His rectangular canvas ready for the easel, Pete stood back holding it horizontally and vertically, trying to make up his mind on the perspective of his painting to be. This little problem was solved in the most unlikely of ways, though it may take awhile for the answer to become apparent.

There was a key in the lock, the knob turned, and the entry door to the loft swung open. Pete looked up in surprise, then he whitened. Josh's eyes instinctively followed his friend's. "Well, hell," he thought to himself, using a little of his camp language, "anybody would be happy to see this tiger, but Pete looked liked he was about to drop in his tracks. I mean, sure, the guy had enough `it' factors in his eyes to put the fix on a rainy day, but..."

"Dude," Pete whispered, still looking like death warmed over.

"Dude," came the equally hesitant reply from the open door.

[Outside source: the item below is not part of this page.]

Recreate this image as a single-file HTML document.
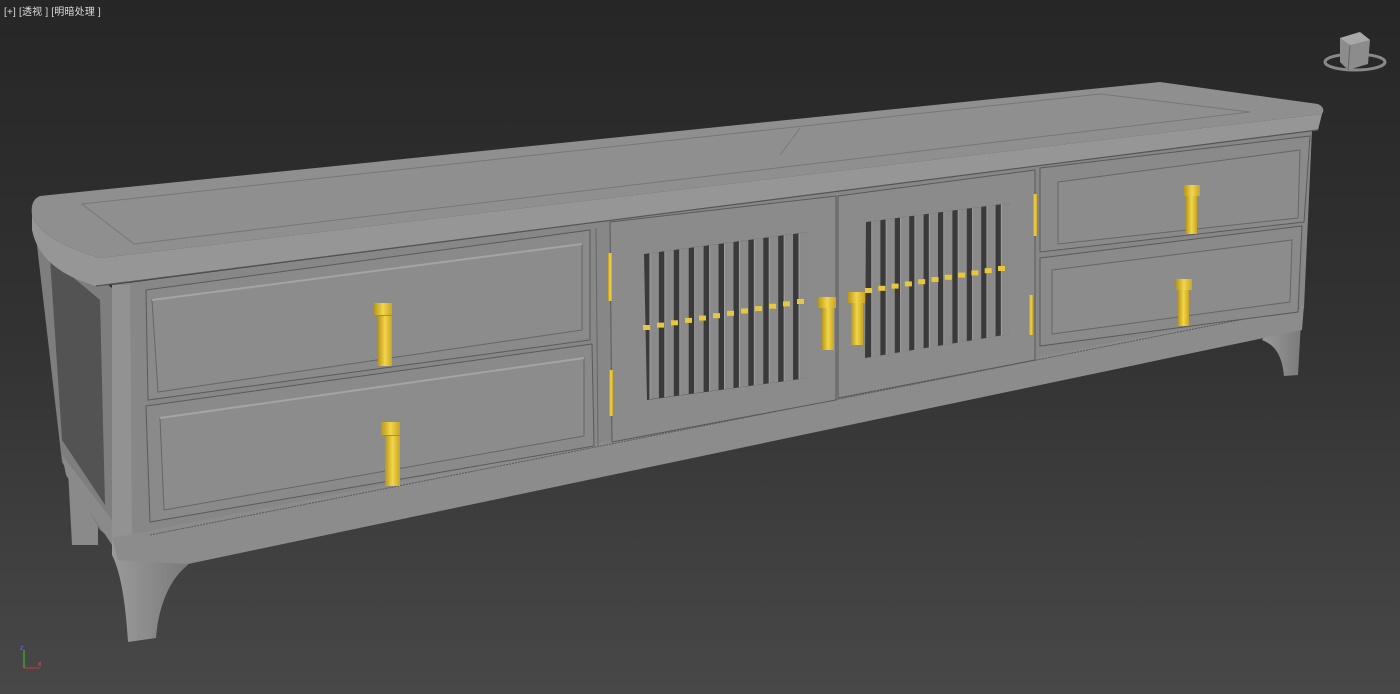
<!DOCTYPE html>
<html><head><meta charset="utf-8"><style>
html,body{margin:0;padding:0;width:1400px;height:694px;overflow:hidden;background:#333}
svg{display:block}
.t{position:absolute;left:4px;top:3px;font:10px "Liberation Sans","Noto Sans CJK SC",sans-serif;color:#ddd;letter-spacing:0.2px}
</style></head><body>
<div class="t">[+] [透视 ] [明暗处理 ]</div>
<svg id="s" width="1400" height="694" viewBox="0 0 1400 694" xmlns="http://www.w3.org/2000/svg">
<defs>
<linearGradient id="bg" x1="0" y1="0" x2="0" y2="1">
<stop offset="0" stop-color="#262626"/><stop offset="0.5" stop-color="#333"/><stop offset="1" stop-color="#484848"/></linearGradient>
<linearGradient id="gold" x1="0" y1="0" x2="1" y2="0">
<stop offset="0" stop-color="#b8961a"/><stop offset="0.5" stop-color="#f2d64a"/><stop offset="1" stop-color="#c9a424"/></linearGradient>
<linearGradient id="leg" x1="0" y1="0" x2="1" y2="0">
<stop offset="0" stop-color="#9a9a9a"/><stop offset="1" stop-color="#7a7a7a"/></linearGradient>
</defs>
<rect width="1400" height="694" fill="url(#bg)"/>
<!-- view cube -->
<ellipse cx="1355" cy="62" rx="30" ry="8" fill="none" stroke="#888" stroke-width="3"/>
<polygon points="1340,38 1360,32 1370,40 1368,64 1348,70 1340,62" fill="#8c8c8c"/>
<polygon points="1340,38 1360,32 1370,40 1350,45" fill="#a8a8a8"/>
<line x1="1350" y1="45" x2="1348" y2="70" stroke="#666"/>
<!-- axis -->
<line x1="24" y1="668" x2="24" y2="650" stroke="#3c3"/><line x1="24" y1="668" x2="40" y2="668" stroke="#c33"/>
<text x="20" y="650" font-size="7" fill="#66f" font-family="Liberation Sans">z</text>
<text x="38" y="666" font-size="7" fill="#d55" font-family="Liberation Sans">x</text>
<!-- back left leg -->
<polygon points="68,470 98,515 98,545 72,545" fill="#8a8a8a"/>
<!-- left side -->
<polygon points="35,228 112,288 112,540 100,530 62,462" fill="#7e7e7e"/>
<polygon points="50,258 100,300 105,505 62,440" fill="#535353"/>
<polygon points="62,455 112,520 112,545 66,475" fill="#8a8a8a"/>
<!-- right leg -->
<path d="M1272,325 L1302,305 L1298,375 L1284,376 C1282,355 1275,345 1262,340 Z" fill="url(#leg)"/>
<!-- left front leg -->
<path d="M112,540 L188,535 L188,565 C168,580 158,610 156,638 L128,642 C126,610 122,575 112,555 Z" fill="url(#leg)"/>
<!-- front body -->
<polygon points="112,285 1312,130 1304,308 112,540" fill="#878787"/>
<polygon points="112,285 130,285 132,538 112,540" fill="#929292"/>
<!-- base rail -->
<polygon points="112,538 1304,305 1302,330 188,564 118,560" fill="#8c8c8c"/>
<line x1="150" y1="535" x2="1300" y2="308" stroke="#5a5a5a" stroke-width="1" stroke-dasharray="2,1"/>
<!-- top slab -->
<path d="M40,196 L1160,82 L1318,104 Q1326,108 1322,114 L100,258 Q40,240 32,215 Q30,200 40,196 Z" fill="#8f8f8f"/>
<polygon points="82,204 1100,94 1250,112 134,244" fill="none" stroke="#777" stroke-width="1"/>
<line x1="800" y1="128" x2="780" y2="155" stroke="#7a7a7a"/>
<path d="M32,215 Q40,240 100,258 L1322,114 L1318,130 L96,286 Q40,270 32,230 Z" fill="#969696"/>
<line x1="96" y1="286" x2="1318" y2="130" stroke="#555" stroke-width="1.2"/>
<!-- left drawers -->
<polygon points="146,290 590,230 590,340 148,400" fill="#8a8a8a" stroke="#5a5a5a"/>
<polygon points="152,300 582,244 582,330 158,392" fill="#8c8c8c" stroke="#666"/>
<line x1="152" y1="300" x2="582" y2="244" stroke="#a4a4a4" stroke-width="2"/>
<polygon points="146,406 592,344 594,446 150,522" fill="#8a8a8a" stroke="#5a5a5a"/>
<polygon points="160,418 584,358 584,436 164,510" fill="#8c8c8c" stroke="#666"/>
<line x1="160" y1="418" x2="584" y2="358" stroke="#a4a4a4" stroke-width="2"/>
<!-- center post -->
<line x1="596" y1="228" x2="598" y2="446" stroke="#666"/>
<!-- left door -->
<polygon points="610,222 836,196 836,400 612,442" fill="#8b8b8b" stroke="#5a5a5a"/>
<polygon points="644,254 808,232 808,378 647,400" fill="#3a3a3a"/>
<!-- right door -->
<polygon points="838,196 1035,170 1035,360 838,398" fill="#8b8b8b" stroke="#5a5a5a"/>
<polygon points="866,222 1010,203 1010,334 865,358" fill="#3a3a3a"/>
<g id="slats"></g>
<!-- right drawers -->
<polygon points="1040,168 1310,136 1304,222 1040,252" fill="#8a8a8a" stroke="#5a5a5a"/>
<polygon points="1058,182 1300,150 1298,218 1058,244" fill="#8c8c8c" stroke="#666"/>
<polygon points="1040,258 1302,226 1298,312 1040,346" fill="#8a8a8a" stroke="#5a5a5a"/>
<polygon points="1052,270 1292,240 1290,302 1052,334" fill="#8c8c8c" stroke="#666"/>
<!-- hinges -->
<rect x="608" y="253" width="4" height="48" fill="url(#gold)"/>
<rect x="609" y="370" width="4" height="46" fill="url(#gold)"/>
<rect x="1033" y="194" width="4" height="42" fill="url(#gold)"/>
<rect x="1029" y="295" width="4" height="40" fill="url(#gold)"/>
<!-- handles -->
<g fill="url(#gold)">
<rect x="374" y="303" width="18" height="12"/><rect x="378" y="316" width="14" height="50"/>
<rect x="381" y="422" width="19" height="13"/><rect x="385" y="436" width="15" height="50"/>
<rect x="818" y="297" width="18" height="11"/><rect x="822" y="308" width="12" height="42"/>
<rect x="848" y="292" width="17" height="11"/><rect x="851" y="303" width="12" height="42"/>
<rect x="1184" y="185" width="16" height="11"/><rect x="1186" y="196" width="11" height="38"/>
<rect x="1176" y="279" width="16" height="11"/><rect x="1178" y="290" width="11" height="36"/>
</g>
</svg>
<script>
var g=document.getElementById('slats'),h='';
function door(x0,x1,t0,t1,b0,b1,n,dx0,dy0,dx1,dy1){
 var w=(x1-x0)/n;
 for(var i=0;i<n;i++){var a=x0+i*w+w*0.4,b=x0+i*w+w;
  var f=function(x,p,q){return p+(q-p)*(x-x0)/(x1-x0)};
  h+='<polygon points="'+a+','+f(a,t0,t1)+' '+b+','+f(b,t0,t1)+' '+b+','+f(b,b0,b1)+' '+a+','+f(a,b0,b1)+'" fill="#8a8a8a"/>';
  h+='<line x1="'+a+'" y1="'+f(a,t0,t1)+'" x2="'+a+'" y2="'+f(a,b0,b1)+'" stroke="#a0a0a0"/>';}
 for(var i=0;i<=n;i++){var x=dx0+(dx1-dx0)*i/n,y=dy0+(dy1-dy0)*i/n;
  h+='<rect x="'+(x-3)+'" y="'+(y-2)+'" width="7" height="5" fill="#e8c83a"/>';}
}
door(644,808,254,232,400,378,11,646,327,800,301);
door(866,1010,222,203,358,334,10,868,290,1001,268);
g.innerHTML=h;
</script>
</body></html>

Whatever the initial shock, it appeared, to Josh, the two were young and healthy enough to survive it, for in moments their color returned, and then some, and their stifled whispers gave way to verbalizations so acute they made the walls ring. Like tigers, the young adults sprang on each other, crashing to the studio floor, grabbing, pinching, wrestling, and apparently engaged in a mortal contest to determine who could scream DUDE the loudest and survive to scream it again. It couldn't last, and it didn't, and in minutes the two were reduced to choking, sobbing husks lying still and panting as Josh looked down at them from behind the easel, wondering with all his eleven-year-old might. Nothing was said, no one moved, then it dawned, and when it dawned it shook Josh to his core, sending cold shivers through him and raising enough goose bumps to sell. Could he be sure? Absolutely. He knew Pete well enough to know more positively than anything in his young life that Sid Katz had returned.